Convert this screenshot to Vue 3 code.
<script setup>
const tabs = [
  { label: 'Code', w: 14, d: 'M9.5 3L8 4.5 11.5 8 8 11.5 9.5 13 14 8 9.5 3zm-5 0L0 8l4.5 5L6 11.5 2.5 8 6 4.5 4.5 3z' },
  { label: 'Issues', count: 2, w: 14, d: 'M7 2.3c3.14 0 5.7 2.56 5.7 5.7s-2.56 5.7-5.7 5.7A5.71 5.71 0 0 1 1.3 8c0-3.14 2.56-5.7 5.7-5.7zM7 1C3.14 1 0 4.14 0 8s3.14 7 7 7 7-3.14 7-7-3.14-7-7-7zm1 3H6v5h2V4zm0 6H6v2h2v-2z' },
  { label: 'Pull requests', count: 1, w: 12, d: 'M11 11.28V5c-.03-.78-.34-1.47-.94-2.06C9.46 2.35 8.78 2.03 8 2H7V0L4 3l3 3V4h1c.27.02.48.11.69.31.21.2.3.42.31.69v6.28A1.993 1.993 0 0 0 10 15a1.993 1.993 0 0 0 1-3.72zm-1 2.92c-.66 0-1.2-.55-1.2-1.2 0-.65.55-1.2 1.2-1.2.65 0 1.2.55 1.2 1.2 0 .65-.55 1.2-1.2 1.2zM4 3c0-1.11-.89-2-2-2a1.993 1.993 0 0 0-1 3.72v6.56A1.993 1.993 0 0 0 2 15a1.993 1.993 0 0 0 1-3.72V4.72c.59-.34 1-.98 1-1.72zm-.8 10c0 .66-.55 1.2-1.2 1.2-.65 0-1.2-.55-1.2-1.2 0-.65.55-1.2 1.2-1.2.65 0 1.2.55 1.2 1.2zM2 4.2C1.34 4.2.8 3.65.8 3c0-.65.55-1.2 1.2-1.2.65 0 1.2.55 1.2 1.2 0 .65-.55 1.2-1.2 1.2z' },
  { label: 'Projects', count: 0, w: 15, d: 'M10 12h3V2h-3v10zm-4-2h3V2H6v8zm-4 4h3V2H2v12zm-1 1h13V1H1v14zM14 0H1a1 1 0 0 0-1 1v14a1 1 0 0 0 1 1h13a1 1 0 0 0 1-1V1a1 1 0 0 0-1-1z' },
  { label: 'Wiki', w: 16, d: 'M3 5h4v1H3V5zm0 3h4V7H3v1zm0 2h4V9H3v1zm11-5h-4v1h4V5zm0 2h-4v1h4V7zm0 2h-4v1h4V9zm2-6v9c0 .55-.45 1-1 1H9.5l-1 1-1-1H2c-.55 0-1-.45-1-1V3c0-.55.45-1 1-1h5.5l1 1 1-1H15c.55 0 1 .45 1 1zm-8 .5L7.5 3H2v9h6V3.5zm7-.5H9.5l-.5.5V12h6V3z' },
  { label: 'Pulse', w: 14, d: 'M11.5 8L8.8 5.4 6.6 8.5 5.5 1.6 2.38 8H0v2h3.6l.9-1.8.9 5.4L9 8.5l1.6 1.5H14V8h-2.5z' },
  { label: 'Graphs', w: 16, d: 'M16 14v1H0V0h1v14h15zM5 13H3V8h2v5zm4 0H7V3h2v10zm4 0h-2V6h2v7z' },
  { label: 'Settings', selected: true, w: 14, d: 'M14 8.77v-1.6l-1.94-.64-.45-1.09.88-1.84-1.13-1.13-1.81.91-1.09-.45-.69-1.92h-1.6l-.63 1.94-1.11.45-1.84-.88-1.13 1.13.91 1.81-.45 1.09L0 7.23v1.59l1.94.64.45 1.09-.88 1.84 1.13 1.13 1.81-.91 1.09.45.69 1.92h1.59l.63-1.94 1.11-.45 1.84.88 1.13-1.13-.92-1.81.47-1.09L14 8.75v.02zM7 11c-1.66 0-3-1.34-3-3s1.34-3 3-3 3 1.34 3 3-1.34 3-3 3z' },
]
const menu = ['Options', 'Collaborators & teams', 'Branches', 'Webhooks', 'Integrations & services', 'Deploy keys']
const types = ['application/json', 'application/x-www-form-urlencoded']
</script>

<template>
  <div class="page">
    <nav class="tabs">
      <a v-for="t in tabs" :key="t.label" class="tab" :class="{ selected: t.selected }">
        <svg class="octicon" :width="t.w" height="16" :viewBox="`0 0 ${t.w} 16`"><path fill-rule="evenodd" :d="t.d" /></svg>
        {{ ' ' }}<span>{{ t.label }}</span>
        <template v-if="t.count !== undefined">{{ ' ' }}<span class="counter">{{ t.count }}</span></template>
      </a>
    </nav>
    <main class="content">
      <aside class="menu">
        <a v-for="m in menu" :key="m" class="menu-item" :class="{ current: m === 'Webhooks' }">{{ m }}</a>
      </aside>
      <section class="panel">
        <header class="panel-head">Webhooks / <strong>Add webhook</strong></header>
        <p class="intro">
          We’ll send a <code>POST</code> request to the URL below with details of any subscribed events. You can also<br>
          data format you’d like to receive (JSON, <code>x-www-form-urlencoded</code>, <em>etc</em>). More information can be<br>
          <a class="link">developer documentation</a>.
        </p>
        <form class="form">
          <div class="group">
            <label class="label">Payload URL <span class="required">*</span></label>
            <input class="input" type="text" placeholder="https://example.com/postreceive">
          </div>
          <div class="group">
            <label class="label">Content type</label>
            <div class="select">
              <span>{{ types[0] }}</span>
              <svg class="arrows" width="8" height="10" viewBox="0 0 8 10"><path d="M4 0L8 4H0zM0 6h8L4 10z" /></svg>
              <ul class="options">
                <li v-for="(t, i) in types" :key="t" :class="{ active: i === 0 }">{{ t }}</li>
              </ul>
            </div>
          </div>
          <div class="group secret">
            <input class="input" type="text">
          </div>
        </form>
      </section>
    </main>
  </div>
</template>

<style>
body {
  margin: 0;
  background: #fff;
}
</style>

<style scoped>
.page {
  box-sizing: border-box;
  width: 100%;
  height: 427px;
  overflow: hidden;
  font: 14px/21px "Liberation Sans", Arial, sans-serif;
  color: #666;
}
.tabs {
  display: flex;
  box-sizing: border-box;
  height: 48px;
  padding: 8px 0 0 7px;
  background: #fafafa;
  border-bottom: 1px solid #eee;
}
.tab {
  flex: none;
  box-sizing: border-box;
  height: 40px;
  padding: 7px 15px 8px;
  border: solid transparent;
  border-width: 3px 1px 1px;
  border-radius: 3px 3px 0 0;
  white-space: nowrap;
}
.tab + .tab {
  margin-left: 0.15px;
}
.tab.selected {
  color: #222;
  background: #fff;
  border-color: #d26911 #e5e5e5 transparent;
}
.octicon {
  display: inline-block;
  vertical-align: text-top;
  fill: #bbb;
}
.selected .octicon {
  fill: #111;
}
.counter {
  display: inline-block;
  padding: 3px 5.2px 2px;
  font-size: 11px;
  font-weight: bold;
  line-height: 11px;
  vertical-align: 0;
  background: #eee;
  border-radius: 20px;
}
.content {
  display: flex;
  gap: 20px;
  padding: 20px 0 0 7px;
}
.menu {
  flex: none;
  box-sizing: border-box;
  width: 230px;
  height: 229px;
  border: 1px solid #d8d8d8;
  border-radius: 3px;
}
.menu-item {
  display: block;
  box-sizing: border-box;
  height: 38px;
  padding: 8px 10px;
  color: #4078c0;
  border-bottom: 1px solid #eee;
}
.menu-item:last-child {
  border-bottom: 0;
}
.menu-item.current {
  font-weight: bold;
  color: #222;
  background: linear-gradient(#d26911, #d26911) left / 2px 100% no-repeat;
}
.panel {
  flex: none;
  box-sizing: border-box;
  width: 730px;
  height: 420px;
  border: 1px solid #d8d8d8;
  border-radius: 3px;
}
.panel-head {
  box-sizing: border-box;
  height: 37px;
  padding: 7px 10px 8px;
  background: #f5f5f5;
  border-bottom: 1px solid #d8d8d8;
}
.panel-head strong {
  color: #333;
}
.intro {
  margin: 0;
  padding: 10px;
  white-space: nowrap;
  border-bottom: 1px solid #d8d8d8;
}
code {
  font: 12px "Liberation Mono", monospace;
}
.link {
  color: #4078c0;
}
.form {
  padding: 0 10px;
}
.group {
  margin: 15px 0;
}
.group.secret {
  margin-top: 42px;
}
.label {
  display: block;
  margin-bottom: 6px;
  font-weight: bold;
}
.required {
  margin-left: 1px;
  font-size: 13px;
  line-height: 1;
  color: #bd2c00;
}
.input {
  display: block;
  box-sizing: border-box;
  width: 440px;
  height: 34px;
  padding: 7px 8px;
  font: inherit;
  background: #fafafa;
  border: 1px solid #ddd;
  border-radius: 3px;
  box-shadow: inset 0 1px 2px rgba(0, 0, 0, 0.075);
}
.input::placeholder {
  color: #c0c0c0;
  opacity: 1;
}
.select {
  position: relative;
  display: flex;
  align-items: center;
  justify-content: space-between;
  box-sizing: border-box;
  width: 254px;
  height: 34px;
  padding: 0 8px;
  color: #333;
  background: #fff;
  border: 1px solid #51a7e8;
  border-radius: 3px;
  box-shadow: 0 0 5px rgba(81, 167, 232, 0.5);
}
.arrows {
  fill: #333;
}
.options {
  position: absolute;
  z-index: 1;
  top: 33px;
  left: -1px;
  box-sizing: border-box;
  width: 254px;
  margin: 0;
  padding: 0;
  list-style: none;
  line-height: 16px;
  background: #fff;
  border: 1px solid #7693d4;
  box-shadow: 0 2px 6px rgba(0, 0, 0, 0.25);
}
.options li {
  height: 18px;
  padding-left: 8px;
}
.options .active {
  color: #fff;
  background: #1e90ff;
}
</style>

...

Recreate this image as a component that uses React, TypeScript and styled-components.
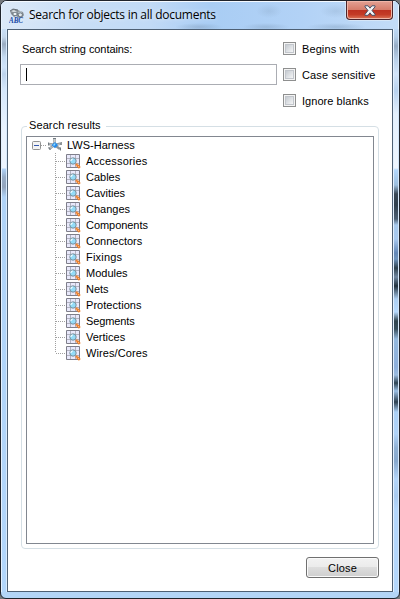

• [WORK TO DO]:
State how many lines of the records above contain the word "this", and give only that number.

• [ANSWER TO THE PROBLEM]:
2